I am trying to be as conscious on how I go about grieving, because there is no other choice. Anything else will have an immediate effect and impact on my family, especially my children. Life has to continue with me in it. One moment, I am laughing and dancing as if I am having the best life. The other minute, I feel like I just want to disappear and stay alone forever in a dark hole. Another second, I am eating every snack/food I can lay my hands on, when another day I am intermediate fasting. It’s like I am here, but I am not. Grieving is to hide the pain. To mute the heartache of words, love, hugs and thoughts that were planned to be shared, but never will again. The unspoken gratitudes and accolades for others to speak, hear and read, but not for the ears and eyes of the one(s) it is meant for.

If we knew how short our time is on this earth, will we be more conscious on how we spent it and with who? Or will we make the same mistakes over and over again to take for granted that we see each other the next day without saying: “I love you”, “Thank you for all you have done”, “I’m sorry”, or give  big hugs”. If we did that, would we still feel like a piece is ripped out of our hearts once a loved one is gone for good? Or will we be more comfortable  that we gave our love and extras with no limitations?

The manifestation of love and care for people can never be wrong. Simply because it is pure and how we feel about them. Then why do we not express it every single time we meet, since we don’t know when next is our turn to leave this earth?

Today, I allow myself to release my pain and sadness one step at a time to accept the reality of death. As well as allowing myself to express my feelings more with no boundaries to the people I love, because the present time is all we have. Not seeing, speaking or hearing from a loved one again is painful enough. Every moment should be cherished and utilized, just like a precious gift. With no place for words or thoughts as, “had I known, why didn’t I or I should have”, because that extra TLC was (always) there.

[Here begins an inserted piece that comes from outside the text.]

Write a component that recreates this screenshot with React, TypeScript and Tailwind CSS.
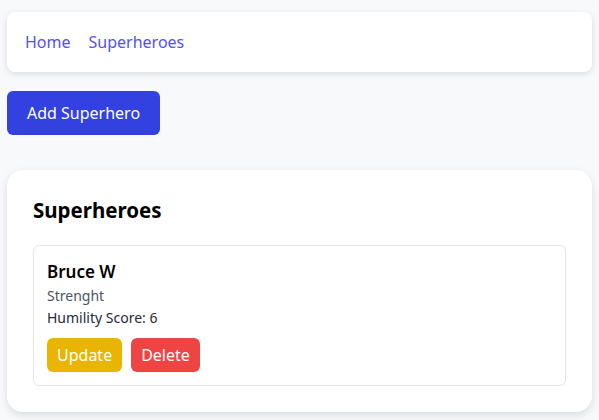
export default function App() {
  return (
    <div
      className="min-h-[420px] bg-[#f8f9fb] px-[7px] pt-[12px] pb-4"
      style={{ fontFamily: '"Noto Sans", "Open Sans", sans-serif' }}
    >
      {/* Nav */}
      <nav className="rounded-lg bg-white px-[18px] py-[18px] shadow-[0_2px_6px_rgba(0,0,0,0.12)]">
        <div className="flex items-center gap-[18px] text-base leading-6 text-[#5252f0]">
          <a href="#">Home</a>
          <a href="#">Superheroes</a>
        </div>
      </nav>

      {/* Add button */}
      <button className="mt-[19px] rounded-md bg-[#3341e0] px-5 py-2.5 text-base leading-6 text-white">
        Add Superhero
      </button>

      {/* List */}
      <section className="mt-[35px] rounded-2xl bg-white p-[26px] shadow-[0_3px_8px_rgba(0,0,0,0.12)]">
        <h2 className="mb-[21px] text-[20.5px] leading-7 font-bold text-black">Superheroes</h2>
        <div className="rounded-md border border-[#e5e5e5] p-[13px]">
          <div className="text-[17px] leading-[26px] font-semibold text-black">Bruce W</div>
          <div className="text-sm leading-[22px] text-[#4b5563]">Strenght</div>
          <div className="text-sm leading-[22px] text-[#1f2937]">Humility Score: 6</div>
          <div className="mt-[9px] flex gap-[9px]">
            <button className="rounded-md bg-[#e9b500] px-[10px] py-[5px] text-base leading-6 text-white">
              Update
            </button>
            <button className="rounded-md bg-[#ef4444] px-[10px] py-[5px] text-base leading-6 text-white">
              Delete
            </button>
          </div>
        </div>
      </section>
    </div>
  )
}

Note: last updated date corrected layout, typos, spelling, images and/ or grammar errors in this blog. The content was not changed!

5 Comments

  1. Ada Lucy

    Hi Chidi ,
    Wow love what you wrote. My Condoleances.
    Is not easy to lose family and friends who you admire and love.
    A very good start to let it out and deal with the pain day by day.
    God bless you!

    • Chi

      Hi Ada Lucy,

      Thank you for the warm response.
      Yes, it won’t be easy, but acknowledging the situation is the first step. I am not really the fast crying type, but over this period every trigger had me in tears or mad for days. Even writing this blog was so hard. I am very good in avoiding, blocking and running from my emotions, but now I have to face it, before it will have a lasting negative impact on me.

      Thanks again and God bless you too.

      Chi

  2. Chinwe Achonu

    Hi Chi,

    I feel your write up very much dear, i lost my dad and beloved brother to the cold hands of death aswell unfortunately. So i know how you feel. But all we can do is pray that The Good Lord Jesus keeps us alive, and continue living, no matter how painful!

    Take heart biko,

    Kind regards Chinwe

    • Chi

      Hi Chinwe,

      Thank you for reading my post. As well as for your valuable reply, it means a lot to me.
      You are right about living as we are alive. No matter how painful it is, we have to continue with life.

      I haven’t been writing for a long time because the words of my thoughts seems to be far and lost.
      Replying to your comment just gave me a moment of realization on how I have been running away to face my emotions.
      One of the best ways I have been able to process emotions is by penning my thoughts down. I think it is time again to face it!

      Thank you once again for these words.